Goldstein’s swift passage from childhood to adulthood (there was no space for adolescence) was defined by the realisation that his father, Ivo, was an early victim of Croatia’s medieval concentration-camp network.
Goldstein is typically modest about the exceptional courage he demonstrated in fleeing Karlovac and Kordun before eventually joining the communist partisan movement that of all the armed formations roaming around the devastated country tried hardest to prevent revenge killings.
After a career of more than 50 years as an editor, Goldstein has learned how to drift back and forth between the intimate, the local, the national and the international almost without the reader noticing it. In this way he is able to pinpoint the degree to which Croatia’s appallingly nasty fascist regime was rooted in local traditions and to what extent external forces acted as a handmaiden to the NDH’s butchery.
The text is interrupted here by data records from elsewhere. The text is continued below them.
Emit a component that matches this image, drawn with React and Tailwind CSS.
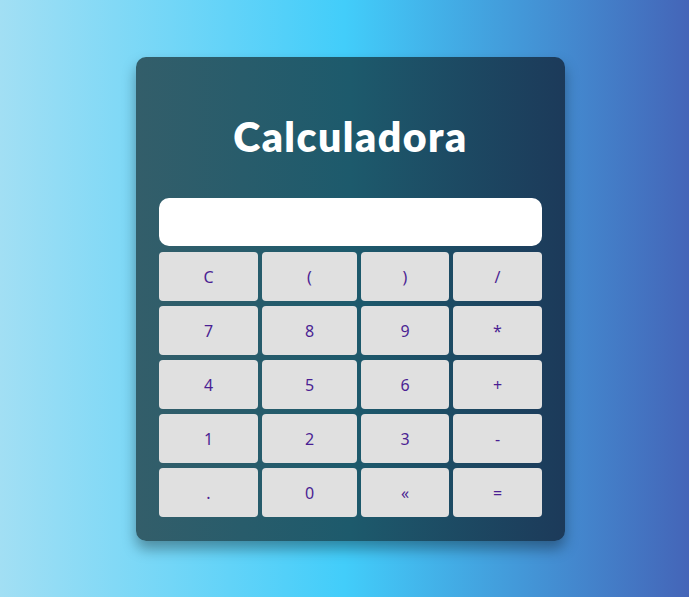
const keys = ['C', '(', ')', '/', '7', '8', '9', '*', '4', '5', '6', '+', '1', '2', '3', '-', '.', '0', '«', '='];

export default function App() {
  return (
    <div className="w-full min-h-screen flex justify-center bg-[linear-gradient(to_right,#a2dff4_0%,#42cdfa_50%,#4465b8_100%)] font-['Lato',sans-serif]">
      <div className="mt-[57px] ml-[12px] w-[429px] h-[484px] rounded-[10px] px-[23px] bg-[linear-gradient(to_right,#335e6a_0%,#1d5a6c_50%,#1c3a5a_100%)] shadow-[0_8px_14px_rgba(0,0,0,0.35)] flex flex-col">
        <h1 className="mt-[58px] text-center text-white text-[41px] leading-[44px] font-extrabold tracking-[1.5px]">
          Calculadora
        </h1>
        <div className="mt-[39px] h-[48px] bg-white rounded-[10px]"></div>
        <div className="mt-[6px] grid grid-cols-[99px_95px_88px_89px] auto-rows-[49px] gap-x-[4px] gap-y-[5px]">
          {keys.map((k) => (
            <button
              key={k}
              className="bg-[#e0e0e0] rounded-[4px] text-[#4b1f93] text-[16px] font-normal font-['Noto_Sans',sans-serif] flex items-center justify-center"
            >
              {k}
            </button>
          ))}
        </div>
      </div>
    </div>
  );
}
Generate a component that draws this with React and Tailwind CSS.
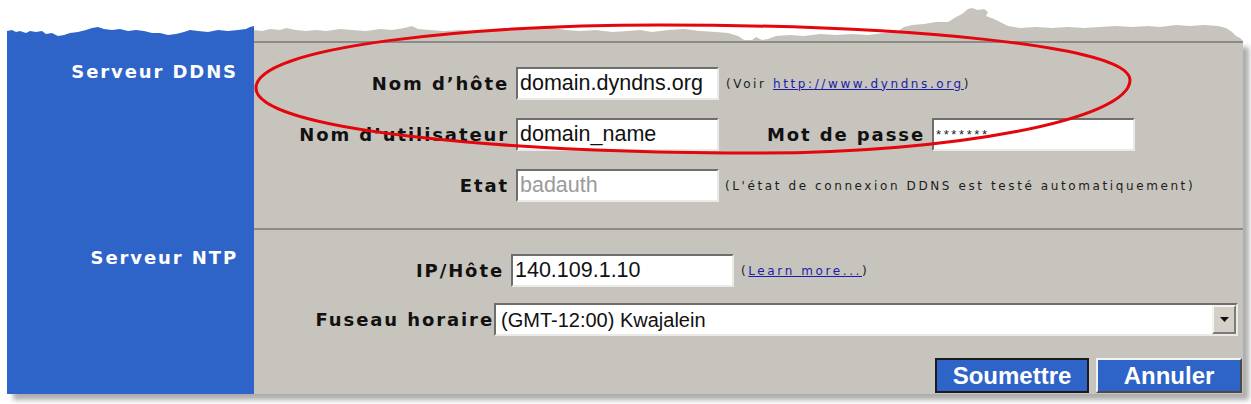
import React from "react";

const labelFont = { fontFamily: '"DejaVu Sans", Verdana, sans-serif' };
const fieldFont = { fontFamily: '"Liberation Sans", Arial, sans-serif' };

function Field({ value, width, muted, small }) {
  return (
    <input
      readOnly
      value={value}
      style={fieldFont}
      className={`h-[33px] ${width} bg-white border-2 border-t-[#6e6e6e] border-l-[#6e6e6e] border-b-[#eceae6] border-r-[#eceae6] pl-[2px] outline-none ${
        small ? "text-[13px] tracking-[2.6px] text-[#222]" : "text-[21.5px]"
      } ${muted ? "text-[#9b9b9b]" : "text-[#111]"}`}
    />
  );
}

function Label({ children, width }) {
  return (
    <div
      style={labelFont}
      className={`${width} text-right text-[18px] font-bold tracking-[1.9px] text-[#111] leading-5`}
    >
      {children}
    </div>
  );
}

function Hint({ children, className = "" }) {
  return (
    <span
      style={labelFont}
      className={`text-[12px] tracking-[2.6px] text-[#1c1c1c] whitespace-nowrap ${className}`}
    >
      {children}
    </span>
  );
}

export default function App() {
  return (
    <div className="relative w-[1251px] h-[404px] bg-white overflow-hidden">
      <div className="ml-[7px] mt-[41px] w-[1236px] h-[353px] flex shadow-[6px_6px_5px_rgba(0,0,0,0.32)]">
        {/* left blue column */}
        <div
          style={labelFont}
          className="w-[247px] bg-[#2e63c8] flex flex-col text-right pr-[16px] text-white text-[18px] font-bold tracking-[1.9px] leading-5"
        >
          <div className="h-[187px] pt-[21px]">Serveur DDNS</div>
          <div className="pt-[20px]">Serveur NTP</div>
        </div>

        {/* gray form area */}
        <div className="flex-1 bg-[#c7c4be] border-t-2 border-[#8d8b87] flex flex-col">
          <div className="h-[185px] pt-[24px] flex flex-col gap-[18px]">
            <div className="flex items-center h-[33px]">
              <Label width="w-[255px]">Nom d’hôte</Label>
              <div className="ml-[7px]">
                <Field value="domain.dyndns.org" width="w-[203px]" />
              </div>
              <Hint className="ml-[7px]">
                (Voir{" "}
                <a href="#" className="text-[#1c1ca8] underline">
                  http://www.dyndns.org
                </a>
                )
              </Hint>
            </div>
            <div className="flex items-center h-[33px]">
              <Label width="w-[255px]">Nom d’utilisateur</Label>
              <div className="ml-[7px]">
                <Field value="domain_name" width="w-[203px]" />
              </div>
              <Label width="w-[206px]">Mot de passe</Label>
              <div className="ml-[7px]">
                <Field value="*******" width="w-[203px]" small />
              </div>
            </div>
            <div className="flex items-center h-[33px]">
              <Label width="w-[255px]">Etat</Label>
              <div className="ml-[7px]">
                <Field value="badauth" width="w-[203px]" muted />
              </div>
              <Hint className="ml-[6px]">
                (L'état de connexion DDNS est testé automatiquement)
              </Hint>
            </div>
          </div>

          <div className="flex-1 border-t-2 border-[#8d8b87] pt-[24px] flex flex-col">
            <div className="flex items-center h-[33px]">
              <Label width="w-[250px]">IP/Hôte</Label>
              <div className="ml-[7px]">
                <Field value="140.109.1.10" width="w-[223px]" />
              </div>
              <Hint className="ml-[7px]">
                (
                <a href="#" className="text-[#1c1ca8] underline">
                  Learn more...
                </a>
                )
              </Hint>
            </div>
            <div className="flex items-center h-[33px] mt-[16px]">
              <Label width="w-[240px]">Fuseau horaire</Label>
              <div className="w-[744px] h-[33px] bg-white border-2 border-t-[#6e6e6e] border-l-[#6e6e6e] border-b-[#eceae6] border-r-[#eceae6] flex items-center">
                <span style={fieldFont} className="flex-1 pl-[5px] text-[20px] text-[#111]">
                  (GMT-12:00) Kwajalein
                </span>
                <div className="w-[24px] h-full bg-[#d4d0c8] border-2 border-t-[#f4f3f0] border-l-[#f4f3f0] border-b-[#7d7b77] border-r-[#7d7b77] flex items-center justify-center">
                  <svg width="9" height="5" viewBox="0 0 9 5">
                    <path d="M0 0 H9 L4.5 5 Z" fill="#111" />
                  </svg>
                </div>
              </div>
            </div>
            <div className="flex justify-end gap-[7px] mt-[22px] pr-[1px]">
              <button
                style={fieldFont}
                className="w-[154px] h-[35px] bg-[#2e63c8] border-2 border-[#1c1c1c] text-white text-[24px] font-bold leading-none"
              >
                Soumettre
              </button>
              <button
                style={fieldFont}
                className="w-[146px] h-[35px] bg-[#2e63c8] border-2 border-t-[#f2f2f2] border-l-[#f2f2f2] border-b-[#4a4a4a] border-r-[#4a4a4a] text-white text-[24px] font-bold leading-none"
              >
                Annuler
              </button>
            </div>
          </div>
        </div>
      </div>

      {/* torn paper edge */}
      <svg className="absolute top-0 left-0 pointer-events-none" width="1251" height="44" viewBox="0 0 1251 44">
        <polygon
          fill="#2e63c8"
          points="7,42 7,31 12,30 16,32 20,31 26,33 30,31 36,32 42,31 46,34 52,33 58,36 64,35 70,33 78,32 86,30 92,28 98,27 104,29 112,30 120,29 128,31 136,30 144,31 152,33 160,33 168,35 176,34 184,32 190,30 198,31 208,32 218,30 228,31 238,30 246,29 250,27 254,26 254,42"
        />
        <polygon
          fill="#c7c4be"
          points="254,41 254,30 262,31 270,29 280,30 286,28 296,30 306,31 316,30 326,31 340,29 352,30 366,31 380,29 392,30 404,28 412,26 418,29 430,30 444,31 460,30 476,31 492,29 506,28 520,30 536,29 552,28 566,30 580,31 596,30 612,32 628,31 640,30 652,32 668,30 684,29 700,31 716,32 728,33 738,36 744,40 752,40 756,37 762,40 768,39 776,36 790,35 804,36 820,34 836,35 852,34 868,35 884,33 898,31 904,27 912,25 924,24 936,22 948,22 956,17 962,14 968,9 972,8 978,10 984,9 988,12 986,16 994,19 1000,22 1008,26 1020,28 1036,27 1052,28 1068,27 1084,28 1100,27 1116,26 1132,27 1148,26 1160,27 1176,25 1190,26 1204,25 1218,26 1226,28 1232,32 1236,36 1240,38 1243,41"
        />
      </svg>

      {/* red hand-drawn annotation */}
      <svg className="absolute top-0 left-0 pointer-events-none" width="1251" height="404" viewBox="0 0 1251 404">
        <path
          d="M256 88 C256 45 480 25 660 25 C900 25 1130 45 1130 80 C1130 120 950 153 760 153 C500 153 256 130 256 88 Z"
          fill="none"
          stroke="#e3060c"
          strokeWidth="3"
        />
      </svg>
    </div>
  );
}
His wisdom and professional skills culminate in an extraordinary chapter called “A Tale of Two Villages”. Situated just over three kilometres apart, the first, Banski Kovacevac, is Catholic – that is to say Croatian – the second, Prkos, has an Orthodox population that is Serbian. Goldstein has been visiting both villages for more than 70 years, and he traces the history back to before the second World War.
Through the microhistory of several characters, some of whom he has known across those seven decades, he offers an explanation as to why men and women of good will and tolerant disposition will ultimately be crushed by the diabolical mischief of political manipulators, whether they are the Croat Pavelic, the dictator of the NDH, the Serb Miloševic in the 1980s and 1990s, or the German Hitler.
The cursed relationship of Banski Kovacevac and Prkos would be a moving story in itself (with Goldstein himself, as always, doing his utmost to find a way of reconciling the communities). But in 70 pages of a single chapter Goldstein reveals more about the history of Yugoslavia and about capitalism, fascism, communism and war in Europe in the 20th century than any other book I have read.